Valentine Cunningham, "Displeasure Garden," in The Listener, March 7, 1974, p. 311.
Out of the Garden, Colin MacInnes's new novel, is a brilliant treatise on the role of the military in our post-colonial period, using the analytical techniques of Marxism to draw reverse political conclusions. It is enjoyable, intellectually stimulating and almost a good novel to boot. MacInnes's social analysis is appealing not so much for its inherent plausibility as for the logical charm that fresh concepts have when they are cogently but slightly perversely systematised. He is perhaps less perceptive about people.
This failing is compounded by the method of approach. The novel is cast almost entirely in conversation, which at its most extreme becomes Socratic, just a chance for the author to pour his own effervescent ideas through the mouths of his characters. There is, however, such an imperative rhythm to the dialogue that even those most resistant to the novel of ideas will find themselves carried along. This is all the more remarkable considering that the tiny fraction of the writing that is not speech is just sophisticated stage direction.

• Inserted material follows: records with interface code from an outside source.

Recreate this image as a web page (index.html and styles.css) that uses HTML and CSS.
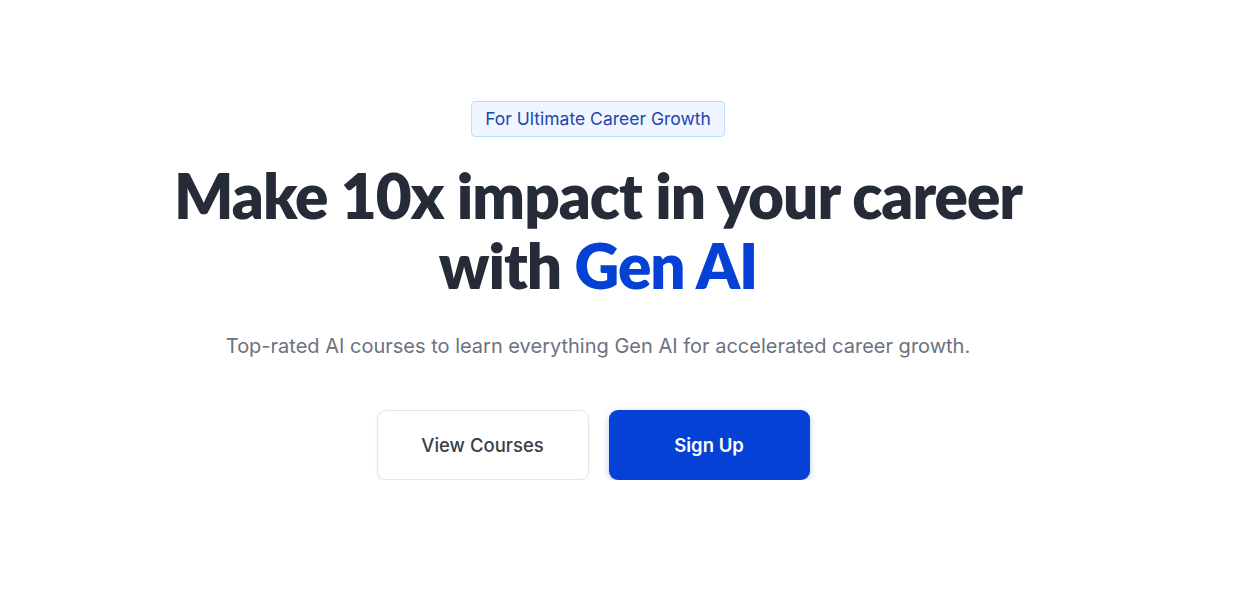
FILE: index.html
```html
<!DOCTYPE html>
<html lang="en">
<head>
<meta charset="utf-8">
<title>Gen AI Courses</title>
<link rel="stylesheet" href="styles.css">
</head>
<body>
<main class="hero">
  <span class="badge">For Ultimate Career Growth</span>
  <h1 class="title">Make 10x impact in your career<br>with <span class="accent">Gen AI</span></h1>
  <p class="subtitle">Top-rated AI courses to learn everything Gen AI for accelerated career growth.</p>
  <div class="actions">
    <a class="btn btn-outline" href="#">View Courses</a>
    <a class="btn btn-primary" href="#">Sign Up</a>
  </div>
</main>
</body>
</html>
```
FILE: styles.css
```css
* { box-sizing: border-box; }
html, body { margin: 0; padding: 0; background: #ffffff; }
body { font-family: Inter, "Noto Sans", sans-serif; }
.hero {
  display: flex;
  flex-direction: column;
  align-items: center;
  padding: 101px 46px 0 0;
}
.badge {
  display: inline-block;
  height: 36px;
  line-height: 34px;
  padding: 0 13px;
  font-size: 17.5px;
  color: #2344b4;
  background: #eff6ff;
  border: 1px solid #bfdbfe;
  border-radius: 4px;
}
.title {
  margin: 23px 0 0;
  font-family: Lato, sans-serif;
  font-weight: 800;
  font-size: 62px;
  line-height: 70px;
  letter-spacing: -1px;
  color: #252b37;
  text-align: center;
}
.accent { color: #0441d4; }
.subtitle {
  margin: 32px 0 0;
  font-size: 20px;
  line-height: 28px;
  color: #6b7280;
  text-align: center;
}
.actions {
  display: flex;
  gap: 20px;
  margin-top: 50px;
  padding-right: 10px;
}
.btn {
  display: flex;
  align-items: center;
  justify-content: center;
  height: 70px;
  border-radius: 9px;
  font-size: 18.5px;
  font-weight: 500;
  text-decoration: none;
}
.btn-outline {
  width: 212px;
  color: #3a3f47;
  background: #fff;
  border: 1px solid #e5e7eb;
  box-shadow: 0 1px 3px rgba(0,0,0,0.08);
}
.btn-primary {
  width: 201px;
  color: #fff;
  font-weight: 600;
  background: #0441d4;
  box-shadow: 0 2px 6px rgba(4,65,212,0.3);
}
```
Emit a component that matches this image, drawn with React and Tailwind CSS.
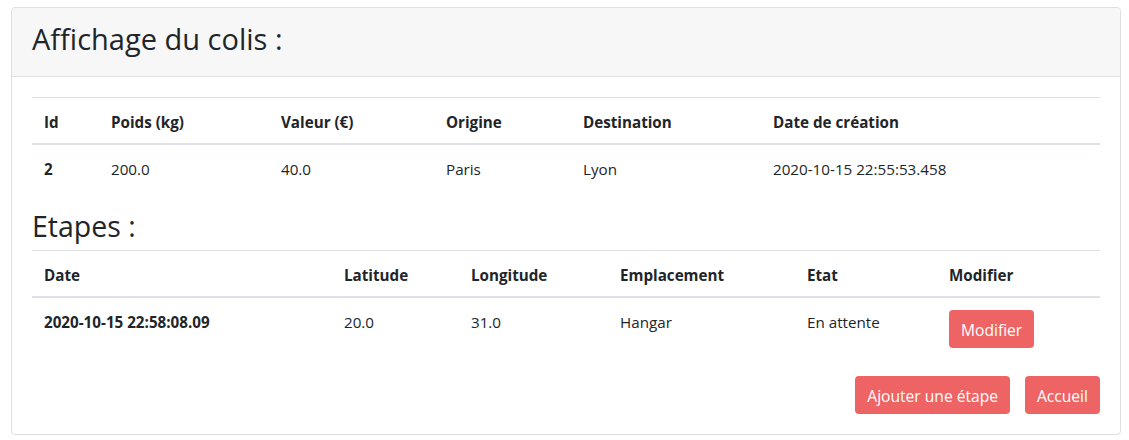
const colis = {
  id: "2",
  poids: "200.0",
  valeur: "40.0",
  origine: "Paris",
  destination: "Lyon",
  date: "2020-10-15 22:55:53.458",
};

const etapes = [
  {
    date: "2020-10-15 22:58:08.09",
    latitude: "20.0",
    longitude: "31.0",
    emplacement: "Hangar",
    etat: "En attente",
  },
];

const th = "px-3 pt-[14px] pb-[10px] text-left font-bold align-bottom border-b-2 border-[#dee2e6] leading-[21px]";
const td = "px-3 pt-[14px] pb-[10px] align-top leading-[21px]";
const btn = "bg-[#ee6464] text-white rounded-[4px] px-3 h-[38px] pt-[2px] leading-6 text-[15.6px]";

const App = () => {
  return (
    <div className="min-h-[440px] bg-white pl-[11px] pt-[7px] font-['Segoe_UI','Open_Sans',sans-serif] text-[15.2px] text-[#212529]">
      <div className="w-[1110px] border border-[#dfdfdf] rounded-[4px] overflow-hidden">
        {/* Header */}
        <div className="bg-[#f7f7f7] border-b border-[#dfdfdf] h-[69px] px-5 pb-[6px] flex items-center">
          <h3 className="text-[29px] leading-[34px] font-normal">Affichage du colis :</h3>
        </div>

        {/* Body */}
        <div className="px-5 pt-5 pb-5">
          <table className="w-full table-fixed border-collapse border-t border-[#dee2e6]">
            <thead>
              <tr>
                <th className={`${th} w-[67px]`}>Id</th>
                <th className={`${th} w-[170px]`}>Poids (kg)</th>
                <th className={`${th} w-[165px]`}>Valeur (€)</th>
                <th className={`${th} w-[137px]`}>Origine</th>
                <th className={`${th} w-[190px]`}>Destination</th>
                <th className={th}>Date de création</th>
              </tr>
            </thead>
            <tbody>
              <tr>
                <td className={`${td} font-bold`}>{colis.id}</td>
                <td className={td}>{colis.poids}</td>
                <td className={td}>{colis.valeur}</td>
                <td className={td}>{colis.origine}</td>
                <td className={td}>{colis.destination}</td>
                <td className={td}>{colis.date}</td>
              </tr>
            </tbody>
          </table>

          <h3 className="text-[28.5px] leading-[36px] font-normal mt-[18px] mb-[6px]">Etapes :</h3>

          <table className="w-full table-fixed border-collapse border-t border-[#dee2e6]">
            <thead>
              <tr>
                <th className={`${th} w-[300px]`}>Date</th>
                <th className={`${th} w-[127px]`}>Latitude</th>
                <th className={`${th} w-[149px]`}>Longitude</th>
                <th className={`${th} w-[187px]`}>Emplacement</th>
                <th className={`${th} w-[142px]`}>Etat</th>
                <th className={th}>Modifier</th>
              </tr>
            </thead>
            <tbody>
              {etapes.map((e, i) => (
                <tr key={i}>
                  <td className={`${td} font-bold`}>{e.date}</td>
                  <td className={td}>{e.latitude}</td>
                  <td className={td}>{e.longitude}</td>
                  <td className={td}>{e.emplacement}</td>
                  <td className={td}>{e.etat}</td>
                  <td className="px-3 pt-3 pb-3 align-top">
                    <button className={`${btn} block`}>Modifier</button>
                  </td>
                </tr>
              ))}
            </tbody>
          </table>

          <div className="flex justify-end gap-[15px] mt-4">
            <button className={btn}>Ajouter une étape</button>
            <button className={btn}>Accueil</button>
          </div>
        </div>
      </div>
    </div>
  );
};

export default App;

As well as being a repository of ideas the tale doubles as an extended biblical metaphor: the garden of original guilt being Otranto Towers, the ruined stately home that aristocratic Captain Rattler and his beautiful platonic companion Aspen plan to open as cover for a military putsch and general gun-running. Playing proletarian innocents against these hissing class enemies are Rattler's former Sergeant, Adams, his wife Evie and their two wayward, engaging sons. And, as a thumping afterthought, Evie's card-carrying, mechanical hard-liner of a father is called Angell. There the metaphor should have withered. One salutes the author for working within the discipline of a form but it is a pity that his rather endearing characters should have become trapped in the structure without a chance of growth…. Fortunately, the metaphor becomes obtrusive only at the end. Before that a parade of theorems dressed up as witticisms enchants and convinces.
Timothy Mo, in New Statesman, March 15, 1974, p. 370.